DUBAI, May 15 (Reuters) - Houthi fighters and pro-government forces battled in Yemen's port city of Hodeidah on Wednesday, breaching a ceasefire and potentially complicating a troop withdrawal agreement intended to pave the way for wider peace talks.

Hodeidah port, which has been under Houthi control, is a lifeline for millions of Yemenis threatened by starvation because of the war as it is the main entry point for food imports and aid.

The Houthi withdrawal from Hodeidah and two other Red Sea ports began on Saturday and was the most significant advance yet in efforts to end the four-year-old war. The United Nations said on Tuesday the ports had been handed over to a coast guard and the pullout was going to plan.

But both sides reported renewed clashes on Wednesday.

Houthi-run media said pro-government forces had hit various parts of Hodeidah city, including the airport, with heavy and medium weapons.

It did not say if they were Yemeni troops or members of an international military coalition led by Saudi Arabia which backs President Abd Rabbu Mansour Hadi’s Aden-based government

The coalition-backed forces said in a report that Houthi fighters tried to infiltrate Hodeidah and the al-Duraihmi area to its south but pro-government troops foiled them.

Saudi Arabia and the United Arab Emirates, a leading member of the coalition, have yet to comment on the Houthi withdrawal.

The coalition has forces massed on Hodeidah’s outskirts and under the withdrawal plan’s first phase, they are supposed to eventually also draw back.

ATTACKS ON SAUDIS

The flare-up in fighting took place a day after the Iran-aligned Houthi movement claimed a drone attack that Saudi Arabia said had hit two of its oil pumping stations.

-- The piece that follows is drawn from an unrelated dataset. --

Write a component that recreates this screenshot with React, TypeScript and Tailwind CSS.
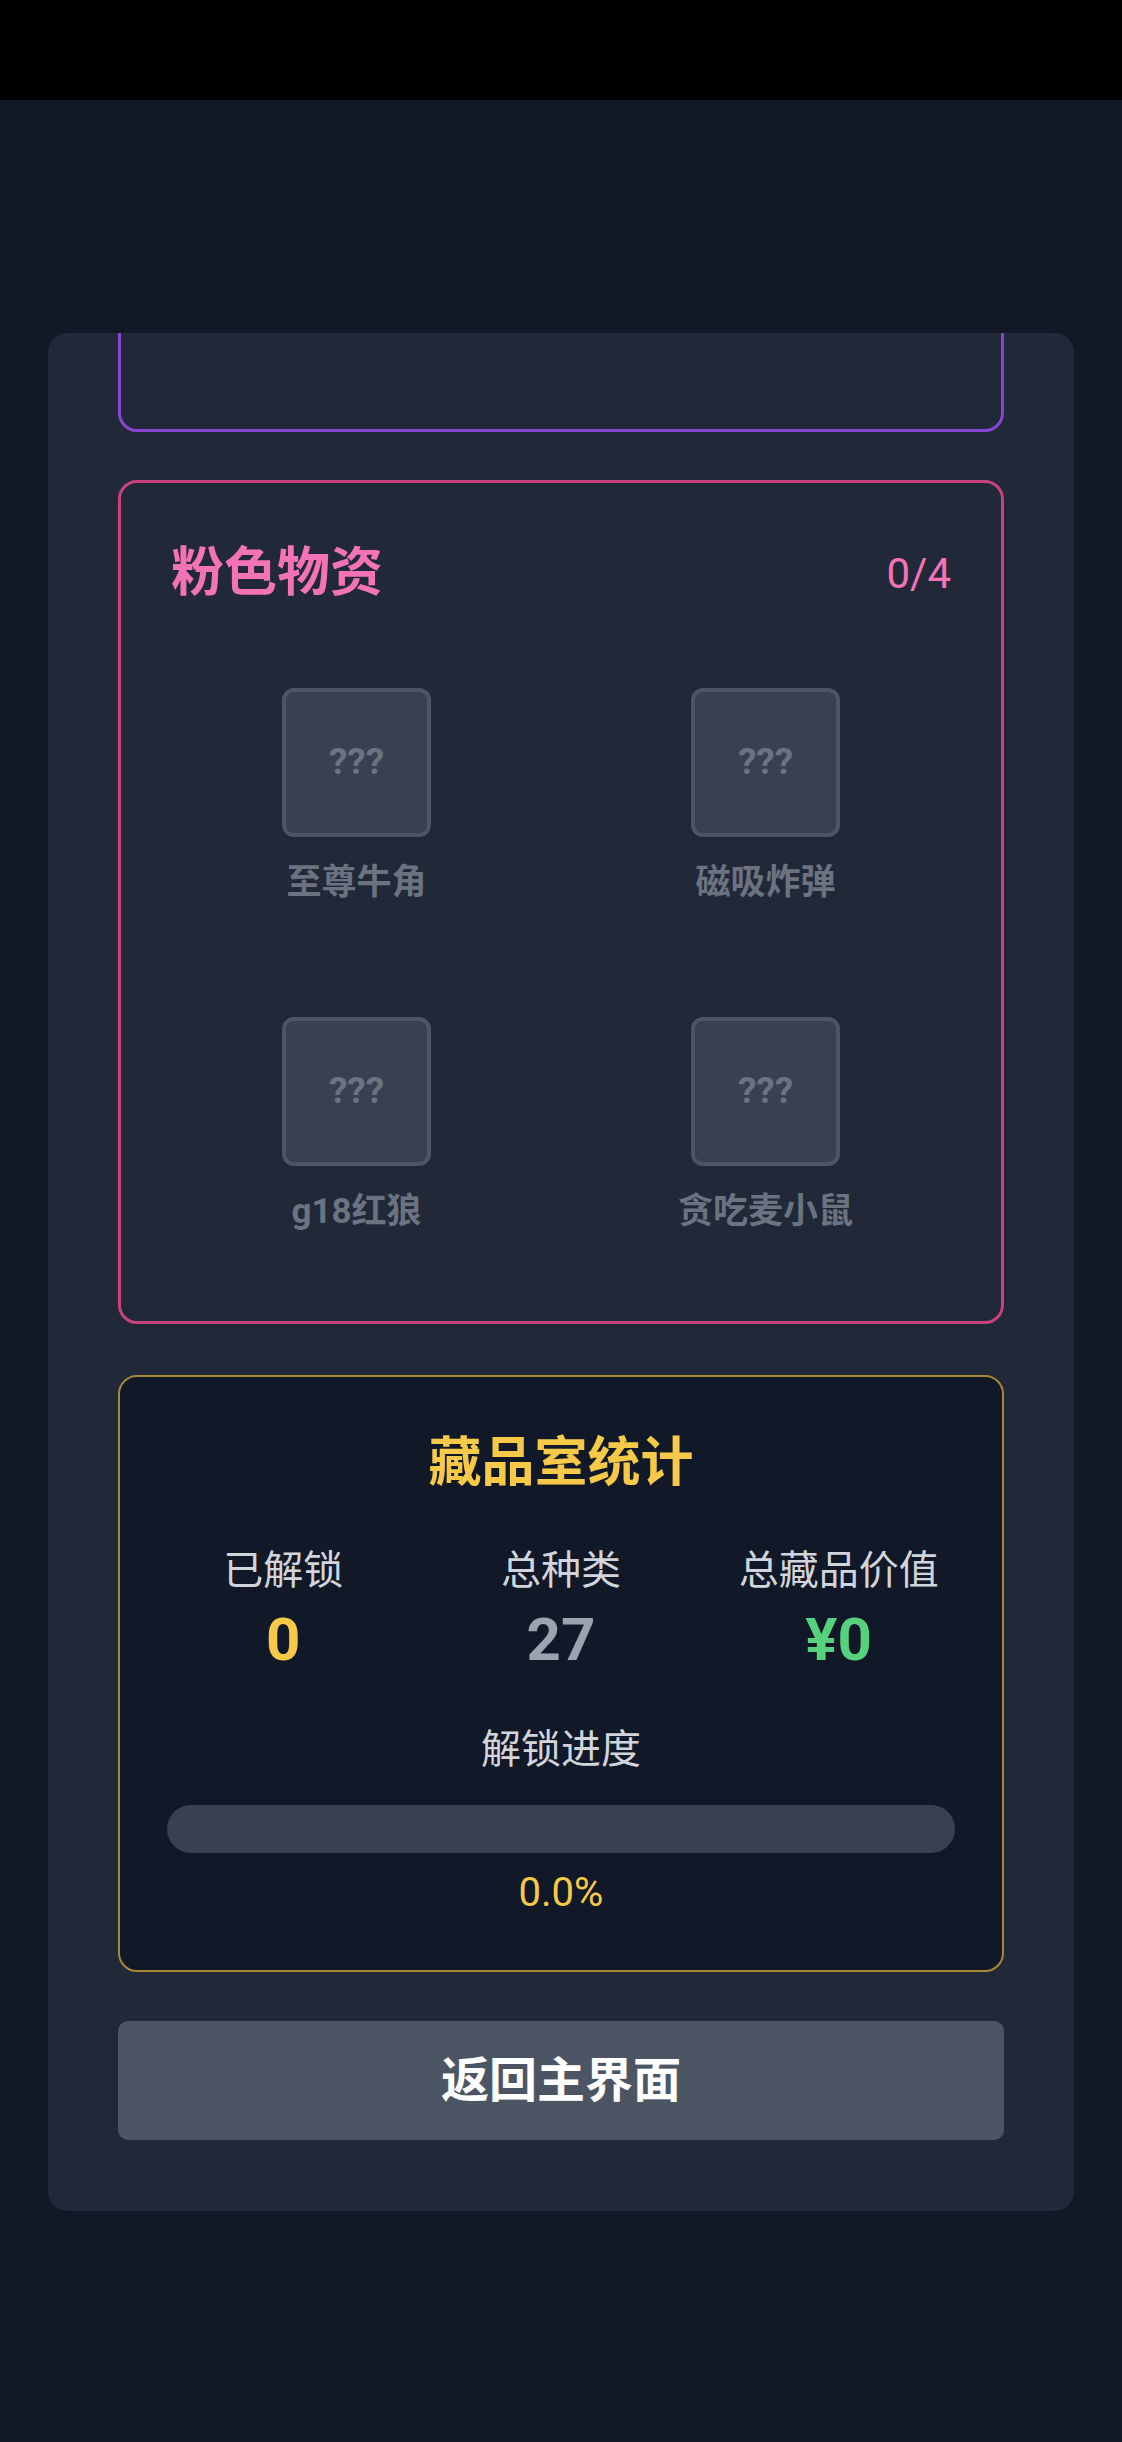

Lieutenant General Michael Lollesgaard, the head of the U.N. committee overseeing the withdrawal, said Hodeidah on Tuesday that phase one would be completed after the parties had agreed details of the second phase.

The United Nations now has full access to the ports, which would allow its inspectors to check ships docking in the ports for any Houthi arms imports, he said.

But it was not clear what effect the renewed fighting might have on the process.

The ceasefire in Hodeidah, agreed during peace talks in Stockholm in December, has largely held despite intermittent shelling and skirmishes, but violence continues elsewhere in the country.

Saudi-owned Al Arabiya television said on Wednesday that government forces had killed 97 Houthi fighters in the governorate of Al-Dhalea in southwest Yemen. There was no confirmation from the Houthis and Reuters could not immediately verify this.

The Saudi-led coalition, which receives weapons and other support from the West, intervened in Yemen in March 2015 after the Houthi movement ousted Hadi from the capital Sanaa. Hadi fled to Saudi Arabia while his internationally-recognised government based itself in the southern port city of Aden.

The war is seen as part of a wider regional conflict between Saudi Arabia and Iran. Tens of thousands of people have been killed, many of them civilians, and aid agencies say the humanitarian crisis is the worst in the world.